City of Greenville receives clean audit
The City of Greenville received a clean audit by Branum & Company, P.C., for the fiscal year ending on Sept. 30, 2016.
The city brought in $13,351,649 in revenue versus expenditures of $12,729,982, meaning an excess of revenue totaling $621,667.
It is this figure that Greenville mayor Dexter McLendon the highlight of the 2016 financial report discussed during Monday evening’s city council meeting.
“We paid more than $1 million toward our debt service in one year, and we saved $621,667,” McLendon said.
“The truth of the matter is we had a good year, especially to have spent as much money as we did on paving roads during that year. We spent $600,000 or so on paving streets. We did that and still had a plus, so I was very pleased.”
The City of Greenville’s assets exceeded its liabilities at the close of the fiscal year by $9,268,218, a current-year increase of $1,149,194.
Long-term debt totaled $25,813,144 at the close of the fiscal year.
In the 2014 fiscal year, a $2 million line of credit was obtained to finance the construction of Mary Drive, which matured in February 2015 and was renewed until Dec. 18, 2015.
Permanent financing was not obtained until September 2016, at which time this debt was moved to long-term financing.

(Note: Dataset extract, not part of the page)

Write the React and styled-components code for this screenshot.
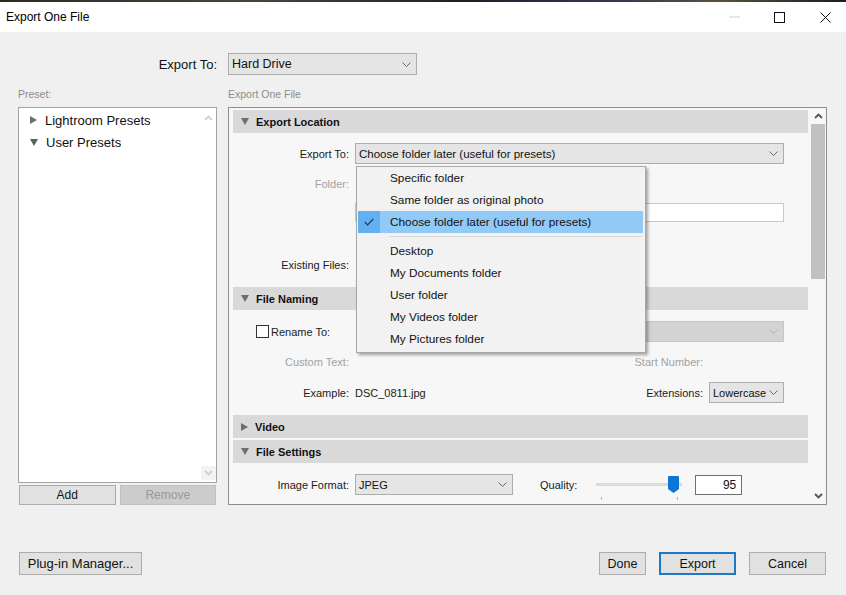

The Dark Walmart property short-term debt of $2,200,000 matured and permanent financing was obtained on September 28, 2016 at which time this debt was moved to long-term financing.
Sales and use tax, the city’s largest revenue source, increased $227,594 (3.45 percent) during the 2016 fiscal year, reflecting a slight improvement in the economy.
The opening of several new businesses in the downtown area and the Interstate area provided additional sales tax revenue during the fiscal year.
“We budgeted $6.7 million for sales and use tax, and we actually received $6.769 million,” McLendon said. “And I’m hoping that this next year we’ll reach the $7-million mark.”
McLendon added that one of the chief reasons for an improved financial statement this year is due to having fewer employees.
“It’s one of the best audits we’ve had in a while, to be quite honest, and I think the next two years will be even better,” he said.
“It’s heading in the right direction. We’re pulling more people off the interstate and we’re getting them to spend money. And a lot of that has to do with fixing that road out there, because the traffic was causing people not to come.”